A shower of recriminations fell on the heads of Johnston and Davis. The Confederate Congress appointed an investigating committee. Tennessee’s representatives and senators called for Johnston’s removal. So did a delegation from the Tennessee legislature. To the latter, Davis responded: “If Sidney Johnston is not a general, we had better give up the war, for we have no general.”6 Privately, however, Davis admitted that the criticisms “have been painful to me, and injurious to us both . . . and damaged our cause.” Attorney General Thomas Bragg noted that Davis “seems a good deal depressed—and though he holds up bravely, it is but too evident that he is greatly troubled.”7
Johnston acknowledged in a letter to Davis that the loss of Fort Donelson “was most disastrous and almost without remedy.” He understood the reasons for the clamor against him, and implied a willingness to resign if Davis wished it. “The test of merit in my profession, with the people, is success,” he acknowledged. “It is a hard rule, but I think it right.” Davis replied with an expression of reas
surance. “My confidence in you has never wavered,” he told Johnston. “I hope the public will soon give me credit for judgment rather than continue to arraign me for obstinacy.”8 Davis showed no such magnanimity to Floyd and Pillow; he unceremoniously relieved them, and neither got another field command.9
The loss of Kentucky and much of Tennessee was not the full extent of Confederate woes in February 1862. A Union task force of warships and army brigades attacked and carried Roanoke Island, key to control of Pamlico and Albemarle Sounds in North Carolina.

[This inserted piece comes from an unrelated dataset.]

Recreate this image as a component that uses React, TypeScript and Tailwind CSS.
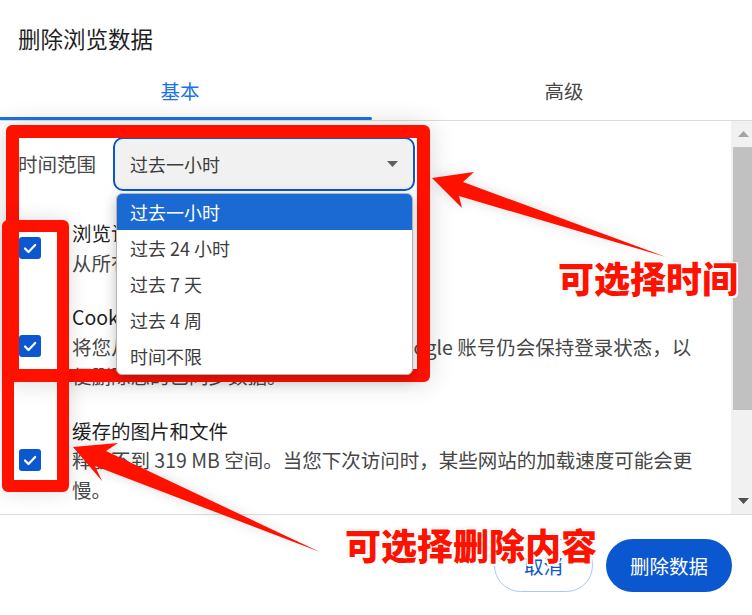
import React from "react";

function Check() {
  return (
    <div className="w-[22px] h-[22px] rounded-[3px] bg-[#0b57d0] flex items-center justify-center shrink-0">
      <svg width="22" height="22" viewBox="0 0 22 22">
        <path d="M6 11.5 L9.5 15 L16.2 8" fill="none" stroke="#ffffff" strokeWidth="2.2" strokeLinecap="round" strokeLinejoin="round" />
      </svg>
    </div>
  );
}

export default function App() {
  const items = ["过去一小时", "过去 24 小时", "过去 7 天", "过去 4 周", "时间不限"];
  return (
    <div className="relative w-[752px] h-[615px] overflow-hidden bg-white font-['Noto_Sans_CJK_SC','Noto_Sans',sans-serif]">
      {/* title */}
      <div className="h-[62px] pl-[18px] pt-[25px] text-[22.5px] leading-[26px] text-[#1f1f1f]">删除浏览数据</div>

      {/* tabs */}
      <div className="flex h-[59px] border-b border-[#dcdcdc]">
        <div className="w-[372px] flex flex-col">
          <div className="flex-1 flex items-center justify-center pr-[12px] pt-[3px] text-[19.5px] text-[#1a73e8]">基本</div>
          <div className="h-[3px] bg-[#1a73e8] rounded-r-[3px]" />
        </div>
        <div className="flex-1 flex items-center justify-center pl-[4px] text-[19.5px] text-[#474747]">高级</div>
      </div>

      {/* content */}
      <div className="flex h-[394px] border-b border-[#dadce0]">
        <div className="flex-1 overflow-visible">
          <div className="flex items-center pt-[16px] pl-[18px]">
            <div className="w-[95px] text-[19.5px] leading-[26px] text-[#474747]">时间范围</div>
            <div className="relative w-[302px] h-[54px] border-2 border-[#0b57d0] rounded-[10px] bg-[#f1f1f1] flex items-center pl-[15px] pr-[15px] text-[18px] text-[#3c3c3c]">
              <span>过去一小时</span>
              <svg className="ml-auto" width="11" height="6" viewBox="0 0 11 6">
                <path d="M0 0 L11 0 L5.5 6 Z" fill="#5f5f5f" />
              </svg>
              <div className="absolute z-10 top-[54px] left-[1px] w-[297px] bg-white border border-[#b4b4b4] rounded-[6px] overflow-hidden shadow-[0_4px_14px_rgba(0,0,0,0.25)]">
                {items.map((t, i) => (
                  <div
                    key={t}
                    className={
                      i === 0
                        ? "h-[36px] flex items-center pl-[13px] text-[18px] bg-[#1b6ad3] text-white"
                        : "h-[36px] flex items-center pl-[13px] text-[18px] text-[#3c3c3c]"
                    }
                  >
                    {t}
                  </div>
                ))}
              </div>
            </div>
          </div>

          <div className="mt-[27px] flex flex-col gap-[25px] text-[19.5px] leading-[29.5px]">
            <div className="flex items-center pl-[19px]">
              <Check />
              <div className="ml-[31px] whitespace-nowrap">
                <div className="text-[#1f1f1f]">浏览记录</div>
                <div className="text-[#474747]">从所有已同步的设备中清除历史记录</div>
              </div>
            </div>
            <div className="flex items-center pl-[19px]">
              <Check />
              <div className="ml-[31px] whitespace-nowrap">
                <div className="text-[#1f1f1f]">Cookie 及其他网站数据</div>
                <div className="text-[#474747]">将您从大多数网站中退出登录。您的 Google 账号仍会保持登录状态，以</div>
                <div className="text-[#474747]">便删除您的已同步数据。</div>
              </div>
            </div>
            <div className="flex items-center pl-[19px]">
              <Check />
              <div className="ml-[31px] whitespace-nowrap">
                <div className="text-[#1f1f1f]">缓存的图片和文件</div>
                <div className="text-[#474747]">释放不到 319 MB 空间。当您下次访问时，某些网站的加载速度可能会更</div>
                <div className="text-[#474747]">慢。</div>
              </div>
            </div>
          </div>
        </div>

        {/* scrollbar */}
        <div className="w-[21px] bg-[#f1f1f1] flex flex-col">
          <div className="h-[26px] flex items-center justify-center pl-[3px]">
            <svg width="11" height="6" viewBox="0 0 11 6">
              <path d="M0 6 L11 6 L5.5 0 Z" fill="#a3a3a3" />
            </svg>
          </div>
          <div className="h-[263px] ml-[2px] bg-[#c1c1c1]" />
          <div className="flex-1" />
          <div className="h-[26px] flex items-center justify-center pl-[3px]">
            <svg width="11" height="6" viewBox="0 0 11 6">
              <path d="M0 0 L11 0 L5.5 6 Z" fill="#505050" />
            </svg>
          </div>
        </div>
      </div>

      {/* footer */}
      <div className="flex justify-end gap-[13px] pt-[24px] pr-[20px]">
        <div className="w-[99px] h-[53px] rounded-full border border-[#a8c7fa] flex items-center justify-center text-[19.5px] text-[#0b57d0]">取消</div>
        <div className="w-[126px] h-[53px] rounded-full bg-[#0b57d0] flex items-center justify-center text-[19.5px] text-white">删除数据</div>
      </div>

      {/* annotations */}
      <div className="absolute left-[6px] top-[125px] w-[424px] h-[257px] border-[13px] border-[#ff1100] rounded-[6px] shadow-[0_0_26px_rgba(0,0,0,0.16)]" />
      <div className="absolute left-[2px] top-[220px] w-[67px] h-[272px] border-[12px] border-[#ff1100] rounded-[6px] shadow-[0_0_20px_rgba(0,0,0,0.14)]" />
      <svg className="absolute left-0 top-0 drop-shadow-[0_0_6px_rgba(0,0,0,0.15)]" width="752" height="615" viewBox="0 0 752 615">
        <polygon points="432,178 474,172 463,182 666,257 459,196 462,208" fill="#ff1100" />
        <polygon points="73,447 118,443 106,451 320,552 95,466 102,481" fill="#ff1100" />
      </svg>
      <div className="absolute left-[558px] top-[259px] text-[36px] leading-[36px] font-black text-[#ff1100] whitespace-nowrap [text-shadow:1.5px_1.5px_0_#fff,-1.5px_-1.5px_0_#fff,1.5px_-1.5px_0_#fff,-1.5px_1.5px_0_#fff,0_0_4px_rgba(0,0,0,0.2)]">可选择时间</div>
      <div className="absolute left-[345px] top-[526px] text-[36px] leading-[36px] font-black text-[#ff1100] whitespace-nowrap [text-shadow:1.5px_1.5px_0_#fff,-1.5px_-1.5px_0_#fff,1.5px_-1.5px_0_#fff,-1.5px_1.5px_0_#fff,0_0_4px_rgba(0,0,0,0.2)]">可选择删除内容</div>
    </div>
  );
}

From there the Federals occupied much of the state’s coastline, captured New Bern and Beaufort, and shut down all blockade running in and out of North Carolina ports except Wilmington. More than 2,500 Confederate soldiers surrendered at Roanoke Island. The son of Henry Wise, another influential political general, was killed in the battle there. North Carolinians had pleaded in vain with the Davis administration for more men and arms to defend their coast, but Secretary of War Judah Benjamin told them that he had none to send.